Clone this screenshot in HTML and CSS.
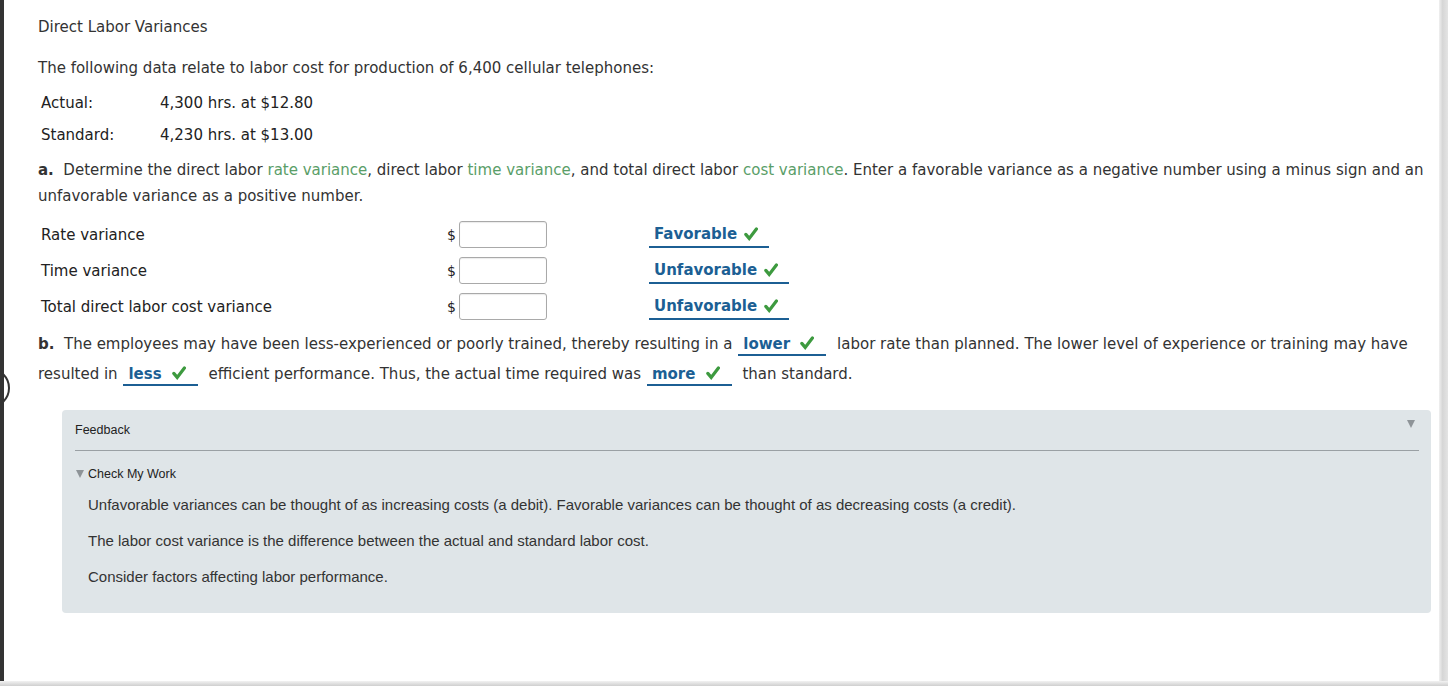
FILE: index.html
```html
<!DOCTYPE html>
<html>
<head>
<meta charset="utf-8">
<link rel="stylesheet" href="styles.css">
</head>
<body>
<div class="frame">
  <div class="edge-arc"></div>
  <main class="content">
    <h1 class="title">Direct Labor Variances</h1>
    <p class="intro">The following data relate to labor cost for production of 6,400 cellular telephones:</p>
    <table class="data">
      <tr><td class="data-label">Actual:</td><td>4,300 hrs. at $12.80</td></tr>
      <tr><td class="data-label">Standard:</td><td>4,230 hrs. at $13.00</td></tr>
    </table>
    <p class="question"><b>a.</b>&nbsp; Determine the direct labor <span class="term">rate variance</span>, direct labor <span class="term">time variance</span>, and total direct labor <span class="term">cost variance</span>. Enter a favorable variance as a negative number using a minus sign and an unfavorable variance as a positive number.</p>
    <div class="answers">
      <div class="answer-row">
        <span class="row-label">Rate variance</span>
        <span class="dollar">$</span><span class="input"></span>
        <span class="choice choice-wide">Favorable<svg class="check" viewBox="0 0 14 14"><path d="M1.8 7.4 L5.2 11.4 L12.4 2"/></svg></span>
      </div>
      <div class="answer-row">
        <span class="row-label">Time variance</span>
        <span class="dollar">$</span><span class="input"></span>
        <span class="choice">Unfavorable<svg class="check" viewBox="0 0 14 14"><path d="M1.8 7.4 L5.2 11.4 L12.4 2"/></svg></span>
      </div>
      <div class="answer-row">
        <span class="row-label">Total direct labor cost variance</span>
        <span class="dollar">$</span><span class="input"></span>
        <span class="choice">Unfavorable<svg class="check" viewBox="0 0 14 14"><path d="M1.8 7.4 L5.2 11.4 L12.4 2"/></svg></span>
      </div>
    </div>
    <p class="part-b"><b>b.</b>&nbsp; The employees may have been less-experienced or poorly trained, thereby resulting in a <span class="inline-choice">lower <svg class="check" viewBox="0 0 14 14"><path d="M1.8 7.4 L5.2 11.4 L12.4 2"/></svg></span> labor rate than planned. The lower level of experience or training may have resulted in <span class="inline-choice">less <svg class="check" viewBox="0 0 14 14"><path d="M1.8 7.4 L5.2 11.4 L12.4 2"/></svg></span> efficient performance. Thus, the actual time required was <span class="inline-choice">more <svg class="check" viewBox="0 0 14 14"><path d="M1.8 7.4 L5.2 11.4 L12.4 2"/></svg></span> than standard.</p>
    <section class="feedback">
      <div class="feedback-head">
        <span>Feedback</span>
        <span class="head-arrow"></span>
      </div>
      <div class="check-work"><span class="small-arrow"></span>Check My Work</div>
      <p class="fb-text">Unfavorable variances can be thought of as increasing costs (a debit). Favorable variances can be thought of as decreasing costs (a credit).</p>
      <p class="fb-text">The labor cost variance is the difference between the actual and standard labor cost.</p>
      <p class="fb-text">Consider factors affecting labor performance.</p>
    </section>
  </main>
  <div class="scroll-edge"></div>
</div>
<div class="bottom-edge"></div>
</body>
</html>
```

FILE: styles.css
```css
html, body {
  margin: 0;
  padding: 0;
  background: #ffffff;
}

body {
  width: 1448px;
  height: 686px;
  overflow: hidden;
  font-family: "DejaVu Sans", Verdana, sans-serif;
  color: #333333;
}

.frame {
  position: relative;
  display: flex;
  height: 681px;
  border-left: 4px solid #333333;
}

.edge-arc {
  position: absolute;
  left: -34px;
  top: 368px;
  width: 36px;
  height: 36px;
  border: 2px solid #333333;
  border-radius: 50%;
}

.content {
  flex: 1;
  padding: 17px 8px 0 34px;
}

.scroll-edge {
  width: 9px;
  background: linear-gradient(to right, #f0f0f0, #d6d6d6 40%, #e4e4e4);
}

.bottom-edge {
  height: 5px;
  background: linear-gradient(to bottom, #f2f2f2, #cfcfcf);
}

.title {
  margin: 0;
  font-size: 15px;
  font-weight: normal;
  line-height: 20px;
  color: #333333;
}

.intro {
  margin: 21px 6px 0 0;
  font-size: 15px;
  line-height: 20px;
}

.data {
  margin-top: 9px;
  border-collapse: collapse;
  font-size: 15px;
  color: #222222;
}

.data td {
  height: 32px;
  padding: 0 0 0 3px;
}

.data-label {
  width: 116px;
}

.question {
  margin: 6px 6px 0 0;
  font-size: 15px;
  line-height: 26px;
}

.question b,
.part-b b {
  color: #333333;
}

.term {
  color: #5a9e68;
}

.answers {
  margin-top: 8px;
}

.answer-row {
  display: flex;
  align-items: center;
  height: 36px;
  font-size: 15px;
}

.row-label {
  width: 406px;
  padding-left: 3px;
  color: #222222;
}

.dollar {
  width: 12px;
  font-size: 14px;
  color: #222222;
}

.input {
  width: 86px;
  height: 25px;
  margin-top: -2px;
  border: 1px solid #a9a9a9;
  border-radius: 3px;
  box-shadow: inset 0 1px 1px rgba(0, 0, 0, 0.08);
}

.choice {
  display: inline-flex;
  align-items: center;
  margin-left: 102px;
  padding: 0 11px 2px 5px;
  border-bottom: 2px solid #1c5f94;
  font-weight: bold;
  color: #1c5f94;
  line-height: 20px;
  margin-top: 2px;
}

.choice .check {
  margin-left: 7px;
}

.choice-wide {
  min-width: 120px;
  box-sizing: border-box;
}

.check {
  width: 14px;
  height: 14px;
  margin-left: 5px;
}

.check path {
  fill: none;
  stroke: #3d9a3f;
  stroke-width: 3.2;
  stroke-linecap: round;
  stroke-linejoin: miter;
}

.part-b {
  margin: 4px 6px 0 0;
  font-size: 15px;
  line-height: 30px;
}

.inline-choice {
  display: inline-block;
  margin: 0 6px 0 1px;
  padding: 0 12px 0 5px;
  line-height: 20px;
  border-bottom: 2px solid #1c5f94;
  font-weight: bold;
  color: #1c5f94;
}

.inline-choice .check {
  vertical-align: -1px;
}

.feedback {
  margin: 21px 0 0 24px;
  height: 203px;
  box-sizing: border-box;
  padding: 11px 12px 0 13px;
  background: #dfe5e8;
  border-radius: 4px;
  font-family: "Liberation Sans", Arial, sans-serif;
  color: #222222;
}

.feedback-head {
  display: flex;
  justify-content: space-between;
  line-height: 18px;
  padding-bottom: 11px;
  border-bottom: 1px solid #9aa0a4;
  font-size: 12.5px;
}

.head-arrow {
  width: 0;
  height: 0;
  margin: -1px 4px 0 0;
  border-left: 4px solid transparent;
  border-right: 4px solid transparent;
  border-top: 8px solid #8e9498;
}

.check-work {
  display: flex;
  align-items: center;
  margin-top: 14px;
  line-height: 18px;
  font-size: 12.5px;
}

.small-arrow {
  width: 0;
  height: 0;
  margin: 0 4px 0 1px;
  border-left: 4px solid transparent;
  border-right: 4px solid transparent;
  border-top: 8px solid #8e9498;
}

.fb-text {
  margin: 13px 0 0 13px;
  line-height: 18px;
  font-size: 15px;
  color: #333333;
}

.fb-text + .fb-text {
  margin-top: 18px;
}
```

THE TASK -
Omit the pictures, then quote the rest of the material above exactly.

SOLUTION FOR THIS EXERCISE -
Clone this screenshot in HTML and CSS.
FILE: index.html
```html
<!DOCTYPE html>
<html>
<head>
<meta charset="utf-8">
<link rel="stylesheet" href="styles.css">
</head>
<body>
<div class="frame">
  <div class="edge-arc"></div>
  <main class="content">
    <h1 class="title">Direct Labor Variances</h1>
    <p class="intro">The following data relate to labor cost for production of 6,400 cellular telephones:</p>
    <table class="data">
      <tr><td class="data-label">Actual:</td><td>4,300 hrs. at $12.80</td></tr>
      <tr><td class="data-label">Standard:</td><td>4,230 hrs. at $13.00</td></tr>
    </table>
    <p class="question"><b>a.</b>&nbsp; Determine the direct labor <span class="term">rate variance</span>, direct labor <span class="term">time variance</span>, and total direct labor <span class="term">cost variance</span>. Enter a favorable variance as a negative number using a minus sign and an unfavorable variance as a positive number.</p>
    <div class="answers">
      <div class="answer-row">
        <span class="row-label">Rate variance</span>
        <span class="dollar">$</span><span class="input"></span>
        <span class="choice choice-wide">Favorable<svg class="check" viewBox="0 0 14 14"><path d="M1.8 7.4 L5.2 11.4 L12.4 2"/></svg></span>
      </div>
      <div class="answer-row">
        <span class="row-label">Time variance</span>
        <span class="dollar">$</span><span class="input"></span>
        <span class="choice">Unfavorable<svg class="check" viewBox="0 0 14 14"><path d="M1.8 7.4 L5.2 11.4 L12.4 2"/></svg></span>
      </div>
      <div class="answer-row">
        <span class="row-label">Total direct labor cost variance</span>
        <span class="dollar">$</span><span class="input"></span>
        <span class="choice">Unfavorable<svg class="check" viewBox="0 0 14 14"><path d="M1.8 7.4 L5.2 11.4 L12.4 2"/></svg></span>
      </div>
    </div>
    <p class="part-b"><b>b.</b>&nbsp; The employees may have been less-experienced or poorly trained, thereby resulting in a <span class="inline-choice">lower <svg class="check" viewBox="0 0 14 14"><path d="M1.8 7.4 L5.2 11.4 L12.4 2"/></svg></span> labor rate than planned. The lower level of experience or training may have resulted in <span class="inline-choice">less <svg class="check" viewBox="0 0 14 14"><path d="M1.8 7.4 L5.2 11.4 L12.4 2"/></svg></span> efficient performance. Thus, the actual time required was <span class="inline-choice">more <svg class="check" viewBox="0 0 14 14"><path d="M1.8 7.4 L5.2 11.4 L12.4 2"/></svg></span> than standard.</p>
    <section class="feedback">
      <div class="feedback-head">
        <span>Feedback</span>
        <span class="head-arrow"></span>
      </div>
      <div class="check-work"><span class="small-arrow"></span>Check My Work</div>
      <p class="fb-text">Unfavorable variances can be thought of as increasing costs (a debit). Favorable variances can be thought of as decreasing costs (a credit).</p>
      <p class="fb-text">The labor cost variance is the difference between the actual and standard labor cost.</p>
      <p class="fb-text">Consider factors affecting labor performance.</p>
    </section>
  </main>
  <div class="scroll-edge"></div>
</div>
<div class="bottom-edge"></div>
</body>
</html>
```

FILE: styles.css
```css
html, body {
  margin: 0;
  padding: 0;
  background: #ffffff;
}

body {
  width: 1448px;
  height: 686px;
  overflow: hidden;
  font-family: "DejaVu Sans", Verdana, sans-serif;
  color: #333333;
}

.frame {
  position: relative;
  display: flex;
  height: 681px;
  border-left: 4px solid #333333;
}

.edge-arc {
  position: absolute;
  left: -34px;
  top: 368px;
  width: 36px;
  height: 36px;
  border: 2px solid #333333;
  border-radius: 50%;
}

.content {
  flex: 1;
  padding: 17px 8px 0 34px;
}

.scroll-edge {
  width: 9px;
  background: linear-gradient(to right, #f0f0f0, #d6d6d6 40%, #e4e4e4);
}

.bottom-edge {
  height: 5px;
  background: linear-gradient(to bottom, #f2f2f2, #cfcfcf);
}

.title {
  margin: 0;
  font-size: 15px;
  font-weight: normal;
  line-height: 20px;
  color: #333333;
}

.intro {
  margin: 21px 6px 0 0;
  font-size: 15px;
  line-height: 20px;
}

.data {
  margin-top: 9px;
  border-collapse: collapse;
  font-size: 15px;
  color: #222222;
}

.data td {
  height: 32px;
  padding: 0 0 0 3px;
}

.data-label {
  width: 116px;
}

.question {
  margin: 6px 6px 0 0;
  font-size: 15px;
  line-height: 26px;
}

.question b,
.part-b b {
  color: #333333;
}

.term {
  color: #5a9e68;
}

.answers {
  margin-top: 8px;
}

.answer-row {
  display: flex;
  align-items: center;
  height: 36px;
  font-size: 15px;
}

.row-label {
  width: 406px;
  padding-left: 3px;
  color: #222222;
}

.dollar {
  width: 12px;
  font-size: 14px;
  color: #222222;
}

.input {
  width: 86px;
  height: 25px;
  margin-top: -2px;
  border: 1px solid #a9a9a9;
  border-radius: 3px;
  box-shadow: inset 0 1px 1px rgba(0, 0, 0, 0.08);
}

.choice {
  display: inline-flex;
  align-items: center;
  margin-left: 102px;
  padding: 0 11px 2px 5px;
  border-bottom: 2px solid #1c5f94;
  font-weight: bold;
  color: #1c5f94;
  line-height: 20px;
  margin-top: 2px;
}

.choice .check {
  margin-left: 7px;
}

.choice-wide {
  min-width: 120px;
  box-sizing: border-box;
}

.check {
  width: 14px;
  height: 14px;
  margin-left: 5px;
}

.check path {
  fill: none;
  stroke: #3d9a3f;
  stroke-width: 3.2;
  stroke-linecap: round;
  stroke-linejoin: miter;
}

.part-b {
  margin: 4px 6px 0 0;
  font-size: 15px;
  line-height: 30px;
}

.inline-choice {
  display: inline-block;
  margin: 0 6px 0 1px;
  padding: 0 12px 0 5px;
  line-height: 20px;
  border-bottom: 2px solid #1c5f94;
  font-weight: bold;
  color: #1c5f94;
}

.inline-choice .check {
  vertical-align: -1px;
}

.feedback {
  margin: 21px 0 0 24px;
  height: 203px;
  box-sizing: border-box;
  padding: 11px 12px 0 13px;
  background: #dfe5e8;
  border-radius: 4px;
  font-family: "Liberation Sans", Arial, sans-serif;
  color: #222222;
}

.feedback-head {
  display: flex;
  justify-content: space-between;
  line-height: 18px;
  padding-bottom: 11px;
  border-bottom: 1px solid #9aa0a4;
  font-size: 12.5px;
}

.head-arrow {
  width: 0;
  height: 0;
  margin: -1px 4px 0 0;
  border-left: 4px solid transparent;
  border-right: 4px solid transparent;
  border-top: 8px solid #8e9498;
}

.check-work {
  display: flex;
  align-items: center;
  margin-top: 14px;
  line-height: 18px;
  font-size: 12.5px;
}

.small-arrow {
  width: 0;
  height: 0;
  margin: 0 4px 0 1px;
  border-left: 4px solid transparent;
  border-right: 4px solid transparent;
  border-top: 8px solid #8e9498;
}

.fb-text {
  margin: 13px 0 0 13px;
  line-height: 18px;
  font-size: 15px;
  color: #333333;
}

.fb-text + .fb-text {
  margin-top: 18px;
}
```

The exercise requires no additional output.